- [RECORDED INFORMATION]:
## START
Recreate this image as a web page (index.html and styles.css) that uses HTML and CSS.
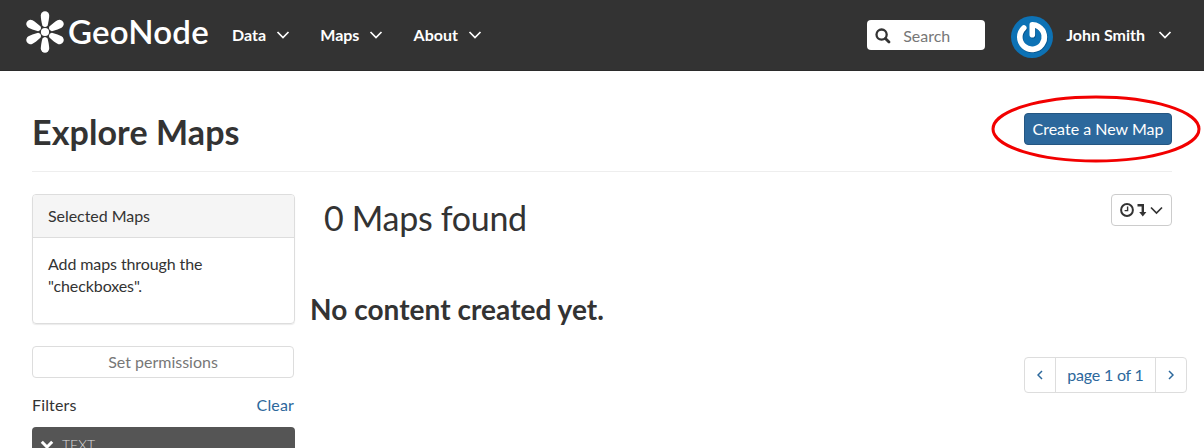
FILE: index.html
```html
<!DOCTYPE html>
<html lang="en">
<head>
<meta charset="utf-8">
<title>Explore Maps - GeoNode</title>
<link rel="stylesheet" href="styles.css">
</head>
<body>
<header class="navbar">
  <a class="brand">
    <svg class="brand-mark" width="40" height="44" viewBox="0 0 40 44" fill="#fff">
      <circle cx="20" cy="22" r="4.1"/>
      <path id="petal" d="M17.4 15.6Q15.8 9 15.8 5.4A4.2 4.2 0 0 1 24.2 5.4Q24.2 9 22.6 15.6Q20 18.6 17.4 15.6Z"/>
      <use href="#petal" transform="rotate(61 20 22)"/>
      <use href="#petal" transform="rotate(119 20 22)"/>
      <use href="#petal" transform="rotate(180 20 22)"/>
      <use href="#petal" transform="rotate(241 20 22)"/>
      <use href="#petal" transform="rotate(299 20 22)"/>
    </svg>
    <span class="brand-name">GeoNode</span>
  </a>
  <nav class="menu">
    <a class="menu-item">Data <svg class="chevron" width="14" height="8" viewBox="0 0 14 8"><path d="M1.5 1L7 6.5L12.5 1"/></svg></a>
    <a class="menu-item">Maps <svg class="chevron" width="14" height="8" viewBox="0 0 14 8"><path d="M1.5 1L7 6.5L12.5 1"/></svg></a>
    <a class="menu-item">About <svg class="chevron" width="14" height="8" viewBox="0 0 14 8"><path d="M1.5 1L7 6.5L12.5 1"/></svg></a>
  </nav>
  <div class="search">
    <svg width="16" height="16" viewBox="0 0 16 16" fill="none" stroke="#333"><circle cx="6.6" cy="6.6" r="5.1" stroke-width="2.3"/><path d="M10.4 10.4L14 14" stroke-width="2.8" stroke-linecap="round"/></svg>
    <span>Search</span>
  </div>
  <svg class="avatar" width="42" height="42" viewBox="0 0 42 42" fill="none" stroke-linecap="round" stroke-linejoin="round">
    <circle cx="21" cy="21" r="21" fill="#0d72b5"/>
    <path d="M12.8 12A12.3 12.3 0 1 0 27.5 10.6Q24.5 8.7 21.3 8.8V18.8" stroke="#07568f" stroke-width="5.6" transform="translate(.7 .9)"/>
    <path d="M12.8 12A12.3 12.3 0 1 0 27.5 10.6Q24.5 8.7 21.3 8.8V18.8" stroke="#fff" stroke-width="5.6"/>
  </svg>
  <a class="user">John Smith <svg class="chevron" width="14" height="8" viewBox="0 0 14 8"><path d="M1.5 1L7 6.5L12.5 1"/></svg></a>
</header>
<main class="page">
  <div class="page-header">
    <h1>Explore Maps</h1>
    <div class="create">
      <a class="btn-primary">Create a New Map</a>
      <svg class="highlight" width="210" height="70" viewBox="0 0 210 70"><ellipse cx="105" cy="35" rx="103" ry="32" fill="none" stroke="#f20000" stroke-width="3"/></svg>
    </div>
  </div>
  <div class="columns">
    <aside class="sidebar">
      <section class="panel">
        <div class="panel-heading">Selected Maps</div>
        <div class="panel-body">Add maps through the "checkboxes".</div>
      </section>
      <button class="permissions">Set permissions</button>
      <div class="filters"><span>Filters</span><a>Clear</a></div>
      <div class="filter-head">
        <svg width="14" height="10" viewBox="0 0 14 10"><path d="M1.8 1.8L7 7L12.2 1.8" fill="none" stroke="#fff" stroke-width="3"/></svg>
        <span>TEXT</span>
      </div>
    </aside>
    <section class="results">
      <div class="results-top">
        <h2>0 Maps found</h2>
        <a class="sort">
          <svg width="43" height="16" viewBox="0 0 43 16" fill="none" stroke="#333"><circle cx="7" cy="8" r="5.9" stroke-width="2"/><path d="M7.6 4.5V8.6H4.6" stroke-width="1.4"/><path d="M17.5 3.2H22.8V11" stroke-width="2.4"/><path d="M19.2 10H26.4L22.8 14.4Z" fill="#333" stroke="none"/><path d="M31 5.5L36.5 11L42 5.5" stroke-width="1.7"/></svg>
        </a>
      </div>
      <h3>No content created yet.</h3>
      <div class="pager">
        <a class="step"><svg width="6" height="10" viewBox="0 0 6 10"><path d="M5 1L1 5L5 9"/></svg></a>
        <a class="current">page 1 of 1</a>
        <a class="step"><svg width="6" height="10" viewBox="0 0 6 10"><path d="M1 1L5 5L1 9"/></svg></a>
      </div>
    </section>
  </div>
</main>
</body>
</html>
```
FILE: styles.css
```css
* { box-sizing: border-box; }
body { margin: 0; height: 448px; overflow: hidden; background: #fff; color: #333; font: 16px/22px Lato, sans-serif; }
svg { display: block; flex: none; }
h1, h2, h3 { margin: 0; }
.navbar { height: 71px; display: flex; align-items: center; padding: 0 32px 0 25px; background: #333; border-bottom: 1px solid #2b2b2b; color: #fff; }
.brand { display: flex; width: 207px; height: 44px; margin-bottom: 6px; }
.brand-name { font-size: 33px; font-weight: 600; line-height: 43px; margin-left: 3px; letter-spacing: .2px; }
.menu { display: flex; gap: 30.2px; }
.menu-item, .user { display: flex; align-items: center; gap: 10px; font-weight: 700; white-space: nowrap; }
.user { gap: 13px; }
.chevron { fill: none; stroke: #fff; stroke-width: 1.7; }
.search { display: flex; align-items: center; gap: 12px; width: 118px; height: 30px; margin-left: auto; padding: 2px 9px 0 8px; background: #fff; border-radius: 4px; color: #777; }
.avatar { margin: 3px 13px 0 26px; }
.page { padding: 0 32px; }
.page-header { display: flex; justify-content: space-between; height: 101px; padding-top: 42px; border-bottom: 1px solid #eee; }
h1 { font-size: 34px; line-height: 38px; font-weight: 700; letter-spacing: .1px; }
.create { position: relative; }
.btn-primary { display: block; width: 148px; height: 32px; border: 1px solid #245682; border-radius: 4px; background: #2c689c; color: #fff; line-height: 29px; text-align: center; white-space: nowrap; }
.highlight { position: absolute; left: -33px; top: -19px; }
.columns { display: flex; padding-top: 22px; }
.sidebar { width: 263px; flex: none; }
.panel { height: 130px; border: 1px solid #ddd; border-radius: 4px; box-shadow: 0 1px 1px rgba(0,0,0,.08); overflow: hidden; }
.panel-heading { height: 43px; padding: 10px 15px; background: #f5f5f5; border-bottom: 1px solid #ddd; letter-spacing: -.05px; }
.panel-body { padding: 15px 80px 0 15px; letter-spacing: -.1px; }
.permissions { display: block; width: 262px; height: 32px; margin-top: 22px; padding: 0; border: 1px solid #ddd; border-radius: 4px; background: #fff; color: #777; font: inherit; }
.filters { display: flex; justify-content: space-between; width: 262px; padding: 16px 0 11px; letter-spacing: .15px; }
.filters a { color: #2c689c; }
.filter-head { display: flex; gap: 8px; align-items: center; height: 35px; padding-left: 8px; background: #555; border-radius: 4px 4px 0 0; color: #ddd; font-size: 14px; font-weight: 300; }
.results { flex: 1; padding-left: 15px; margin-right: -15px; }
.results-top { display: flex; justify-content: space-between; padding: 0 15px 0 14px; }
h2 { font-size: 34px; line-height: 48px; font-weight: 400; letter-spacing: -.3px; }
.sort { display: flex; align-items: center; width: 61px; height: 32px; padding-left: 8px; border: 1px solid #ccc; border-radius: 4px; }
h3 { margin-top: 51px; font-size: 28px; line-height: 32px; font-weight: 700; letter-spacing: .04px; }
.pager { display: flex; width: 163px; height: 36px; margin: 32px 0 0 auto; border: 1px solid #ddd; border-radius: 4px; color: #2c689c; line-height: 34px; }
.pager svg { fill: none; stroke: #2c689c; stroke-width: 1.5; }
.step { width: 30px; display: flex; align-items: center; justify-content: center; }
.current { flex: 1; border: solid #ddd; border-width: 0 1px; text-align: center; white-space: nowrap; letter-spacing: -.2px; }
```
## END
- [TASK TO COMPLETE]: From the listing above, collect every line that mentions the word "index".

- [THE RESPONSE]:
Recreate this image as a web page (index.html and styles.css) that uses HTML and CSS.
FILE: index.html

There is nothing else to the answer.